Start by making sure we have a good html-parser.

In [150]:
!pip install BeautifulSoup4



### Scrape the raw data from Wikipedia.

Scrape the following Wikipedia page, https://en.wikipedia.org/wiki/List_of_postal_codes_of_Canada:_M, in order to obtain the data that is in the table of postal codes and to transform the data into a pandas dataframe.

In [151]:
url = 'https://en.wikipedia.org/wiki/List_of_postal_codes_of_Canada:_M'
dfl = pd.read_html(url, attrs={'class': "wikitable sortable"}, header=0)
dfl[0] # 'cause it's a list of dataframes, even if there's only 1 element in the list.. 

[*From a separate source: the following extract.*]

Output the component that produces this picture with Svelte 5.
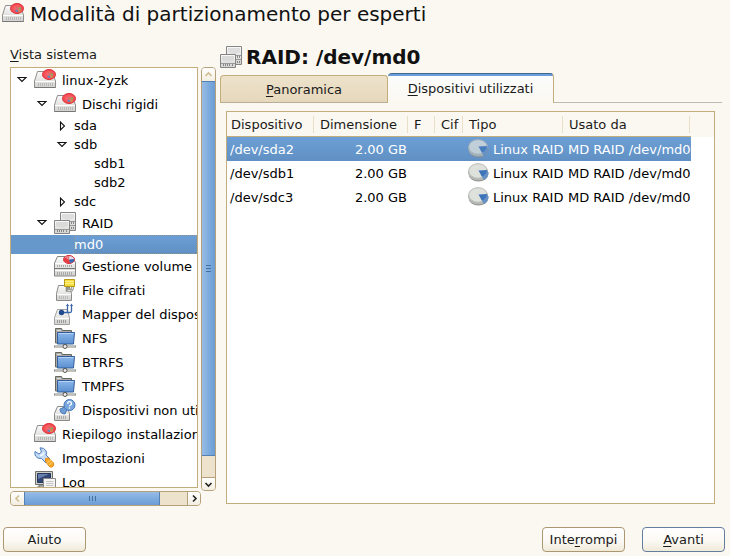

Unnamed: 0,Postcode,Borough,Neighbourhood
0,M1A,Not assigned,Not assigned
1,M2A,Not assigned,Not assigned
2,M3A,North York,Parkwoods
3,M4A,North York,Victoria Village
4,M5A,Downtown Toronto,Harbourfront
...,...,...,...
282,M8Z,Etobicoke,Mimico NW
283,M8Z,Etobicoke,The Queensway West
284,M8Z,Etobicoke,Royal York South West
285,M8Z,Etobicoke,South of Bloor


### Assigning it to a new DataFrame.

To make it easier to follow.

In [152]:
df = dfl[0]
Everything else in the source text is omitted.